» TASK TO CARRY OUT
In the data below, find every line with the string "index" and pull it out.

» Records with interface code
+ + + + +

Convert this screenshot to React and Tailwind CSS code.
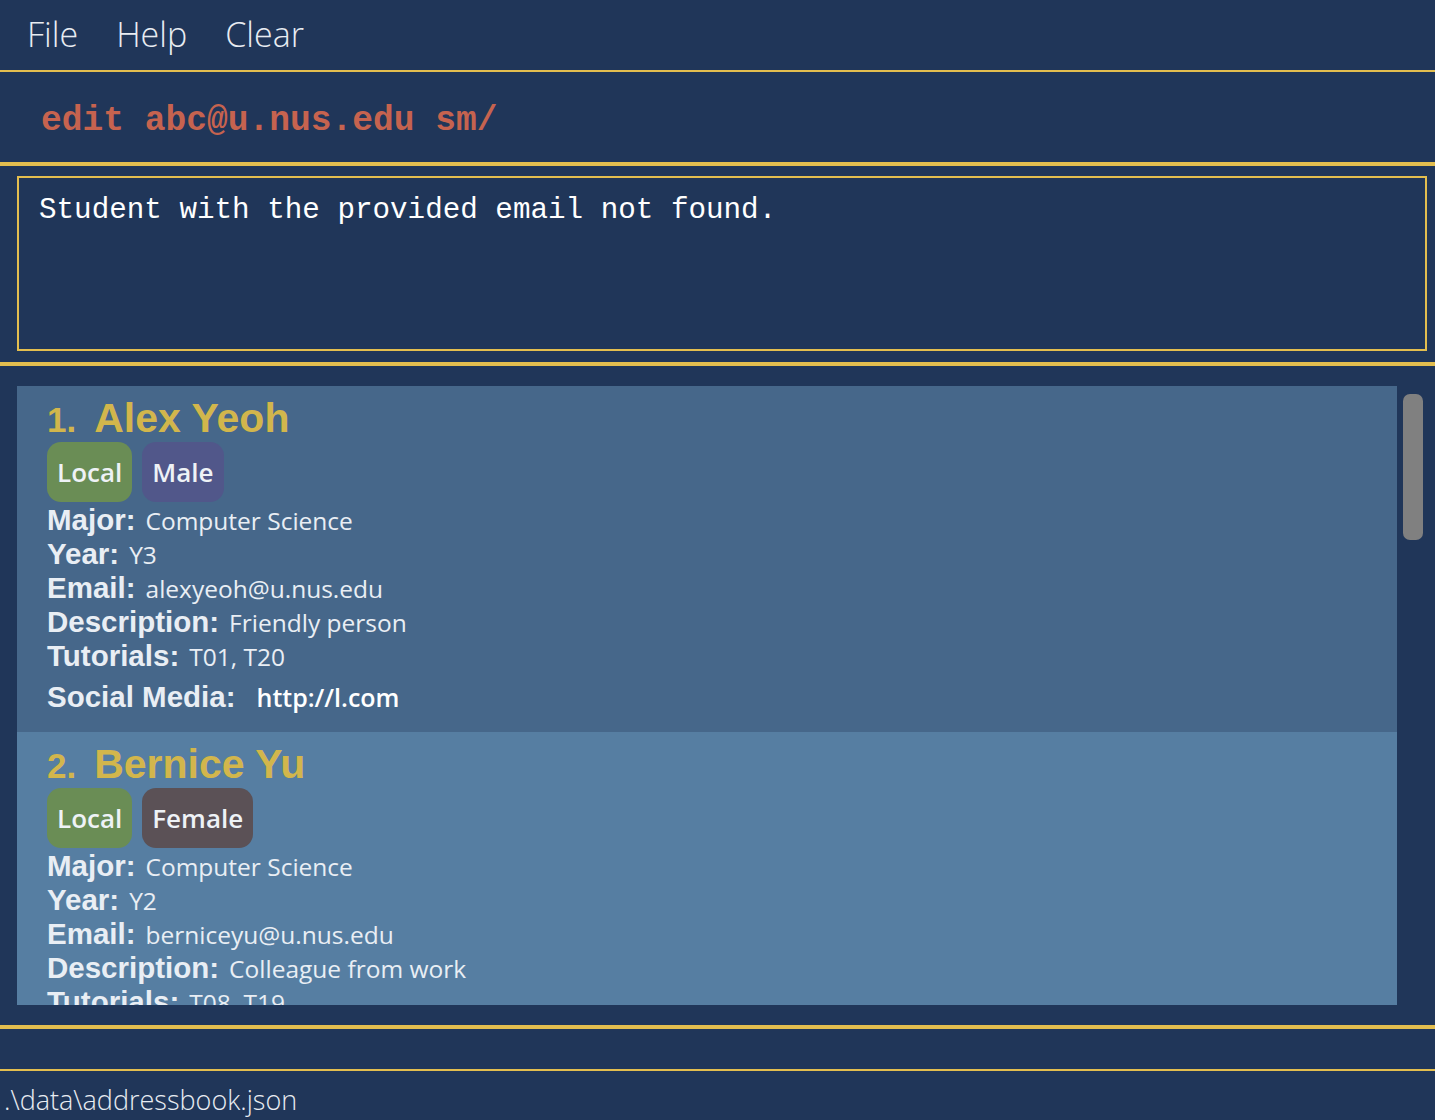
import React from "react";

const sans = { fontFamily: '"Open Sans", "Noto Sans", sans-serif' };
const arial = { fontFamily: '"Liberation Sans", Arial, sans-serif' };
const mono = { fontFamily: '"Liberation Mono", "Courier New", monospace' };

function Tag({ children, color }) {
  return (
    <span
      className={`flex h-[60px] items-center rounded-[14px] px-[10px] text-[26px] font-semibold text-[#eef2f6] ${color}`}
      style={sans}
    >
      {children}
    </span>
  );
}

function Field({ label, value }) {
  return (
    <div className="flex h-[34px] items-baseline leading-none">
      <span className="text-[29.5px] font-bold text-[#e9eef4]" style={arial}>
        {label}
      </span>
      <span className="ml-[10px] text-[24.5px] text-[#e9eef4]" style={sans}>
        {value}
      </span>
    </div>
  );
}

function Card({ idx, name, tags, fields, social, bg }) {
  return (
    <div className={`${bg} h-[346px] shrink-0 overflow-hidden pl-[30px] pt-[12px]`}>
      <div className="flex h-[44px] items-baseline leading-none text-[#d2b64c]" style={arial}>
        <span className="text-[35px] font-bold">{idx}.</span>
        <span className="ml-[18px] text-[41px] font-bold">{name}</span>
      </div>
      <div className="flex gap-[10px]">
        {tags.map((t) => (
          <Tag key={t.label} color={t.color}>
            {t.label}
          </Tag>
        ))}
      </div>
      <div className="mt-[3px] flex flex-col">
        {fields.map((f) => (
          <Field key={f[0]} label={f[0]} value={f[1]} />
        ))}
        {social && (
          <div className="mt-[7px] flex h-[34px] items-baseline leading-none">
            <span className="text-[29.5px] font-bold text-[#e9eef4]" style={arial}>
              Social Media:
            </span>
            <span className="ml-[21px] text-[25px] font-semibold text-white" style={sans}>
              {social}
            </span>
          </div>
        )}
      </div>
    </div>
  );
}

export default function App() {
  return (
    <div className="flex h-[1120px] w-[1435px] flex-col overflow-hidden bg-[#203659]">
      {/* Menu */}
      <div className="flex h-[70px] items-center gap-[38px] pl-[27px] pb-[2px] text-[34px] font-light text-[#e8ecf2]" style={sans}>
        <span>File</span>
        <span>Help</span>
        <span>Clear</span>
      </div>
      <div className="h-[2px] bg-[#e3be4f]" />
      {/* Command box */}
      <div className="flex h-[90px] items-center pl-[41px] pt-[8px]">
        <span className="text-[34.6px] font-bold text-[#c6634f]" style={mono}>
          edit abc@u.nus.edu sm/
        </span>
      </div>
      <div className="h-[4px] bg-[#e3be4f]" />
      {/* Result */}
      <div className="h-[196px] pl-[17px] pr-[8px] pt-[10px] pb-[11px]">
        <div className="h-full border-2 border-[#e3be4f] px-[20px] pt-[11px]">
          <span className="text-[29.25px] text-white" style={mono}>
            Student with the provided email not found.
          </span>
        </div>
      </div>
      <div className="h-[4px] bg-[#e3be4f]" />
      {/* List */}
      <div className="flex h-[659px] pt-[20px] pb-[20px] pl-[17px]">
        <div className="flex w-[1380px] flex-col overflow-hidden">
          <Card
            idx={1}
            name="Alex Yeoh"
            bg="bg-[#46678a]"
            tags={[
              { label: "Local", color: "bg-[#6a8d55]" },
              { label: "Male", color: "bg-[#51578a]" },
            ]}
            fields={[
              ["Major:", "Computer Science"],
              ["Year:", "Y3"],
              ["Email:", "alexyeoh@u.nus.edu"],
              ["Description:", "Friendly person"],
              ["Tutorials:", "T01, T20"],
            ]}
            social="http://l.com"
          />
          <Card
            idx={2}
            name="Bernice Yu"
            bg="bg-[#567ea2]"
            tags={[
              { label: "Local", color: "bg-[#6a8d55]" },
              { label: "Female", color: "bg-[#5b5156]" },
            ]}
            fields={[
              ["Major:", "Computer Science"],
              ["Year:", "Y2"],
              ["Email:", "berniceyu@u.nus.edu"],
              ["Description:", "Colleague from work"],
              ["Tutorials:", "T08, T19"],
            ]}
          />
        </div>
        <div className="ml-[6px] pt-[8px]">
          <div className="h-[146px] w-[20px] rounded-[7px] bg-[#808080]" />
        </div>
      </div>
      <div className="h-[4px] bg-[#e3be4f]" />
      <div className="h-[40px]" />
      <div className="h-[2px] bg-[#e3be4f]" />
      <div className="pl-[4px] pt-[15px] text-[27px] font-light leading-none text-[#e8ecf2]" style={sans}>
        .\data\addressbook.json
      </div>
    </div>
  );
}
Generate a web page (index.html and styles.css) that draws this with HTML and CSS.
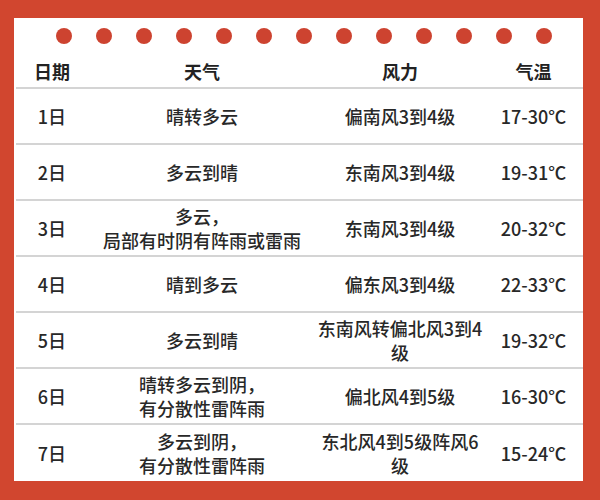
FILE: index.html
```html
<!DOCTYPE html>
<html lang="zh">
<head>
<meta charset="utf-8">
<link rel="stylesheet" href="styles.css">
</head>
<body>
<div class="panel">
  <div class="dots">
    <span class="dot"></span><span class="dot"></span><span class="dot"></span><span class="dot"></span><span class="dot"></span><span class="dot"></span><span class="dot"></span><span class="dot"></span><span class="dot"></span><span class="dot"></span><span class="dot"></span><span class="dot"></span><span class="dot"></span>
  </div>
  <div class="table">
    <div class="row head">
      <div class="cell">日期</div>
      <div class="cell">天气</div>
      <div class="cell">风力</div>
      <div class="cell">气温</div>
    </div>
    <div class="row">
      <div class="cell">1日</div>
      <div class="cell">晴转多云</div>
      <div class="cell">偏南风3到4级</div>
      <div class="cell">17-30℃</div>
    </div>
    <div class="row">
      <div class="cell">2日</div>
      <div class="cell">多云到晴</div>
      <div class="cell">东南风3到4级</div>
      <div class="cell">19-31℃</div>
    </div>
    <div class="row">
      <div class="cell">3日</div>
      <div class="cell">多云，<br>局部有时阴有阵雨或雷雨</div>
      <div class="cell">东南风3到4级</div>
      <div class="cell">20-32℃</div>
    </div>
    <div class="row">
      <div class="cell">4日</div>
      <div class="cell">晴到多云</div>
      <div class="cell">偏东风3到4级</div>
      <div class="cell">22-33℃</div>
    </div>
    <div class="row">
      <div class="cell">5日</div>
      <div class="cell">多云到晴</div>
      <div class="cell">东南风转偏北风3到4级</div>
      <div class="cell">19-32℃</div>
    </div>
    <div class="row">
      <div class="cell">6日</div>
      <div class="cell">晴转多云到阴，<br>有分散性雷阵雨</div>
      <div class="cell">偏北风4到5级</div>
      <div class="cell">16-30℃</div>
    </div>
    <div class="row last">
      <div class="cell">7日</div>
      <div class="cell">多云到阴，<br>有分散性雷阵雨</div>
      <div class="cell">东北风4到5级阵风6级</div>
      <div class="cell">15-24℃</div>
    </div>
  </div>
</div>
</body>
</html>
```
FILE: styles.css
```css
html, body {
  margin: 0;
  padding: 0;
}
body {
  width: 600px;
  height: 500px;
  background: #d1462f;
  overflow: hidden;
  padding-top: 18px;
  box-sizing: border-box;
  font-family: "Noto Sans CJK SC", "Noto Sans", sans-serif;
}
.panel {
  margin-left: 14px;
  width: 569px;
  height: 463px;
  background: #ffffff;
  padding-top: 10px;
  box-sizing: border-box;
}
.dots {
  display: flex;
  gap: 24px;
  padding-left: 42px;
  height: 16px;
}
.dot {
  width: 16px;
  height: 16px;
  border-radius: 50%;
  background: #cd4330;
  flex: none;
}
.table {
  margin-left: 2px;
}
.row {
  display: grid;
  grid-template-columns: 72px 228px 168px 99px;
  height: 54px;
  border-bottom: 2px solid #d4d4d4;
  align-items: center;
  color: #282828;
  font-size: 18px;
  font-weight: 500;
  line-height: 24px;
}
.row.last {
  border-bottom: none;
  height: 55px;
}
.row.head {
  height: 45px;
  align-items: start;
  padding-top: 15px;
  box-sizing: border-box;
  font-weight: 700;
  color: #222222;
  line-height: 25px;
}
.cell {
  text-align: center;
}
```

+ + + + +

» RESULT OF THIS TASK
Generate a web page (index.html and styles.css) that draws this with HTML and CSS.
FILE: index.html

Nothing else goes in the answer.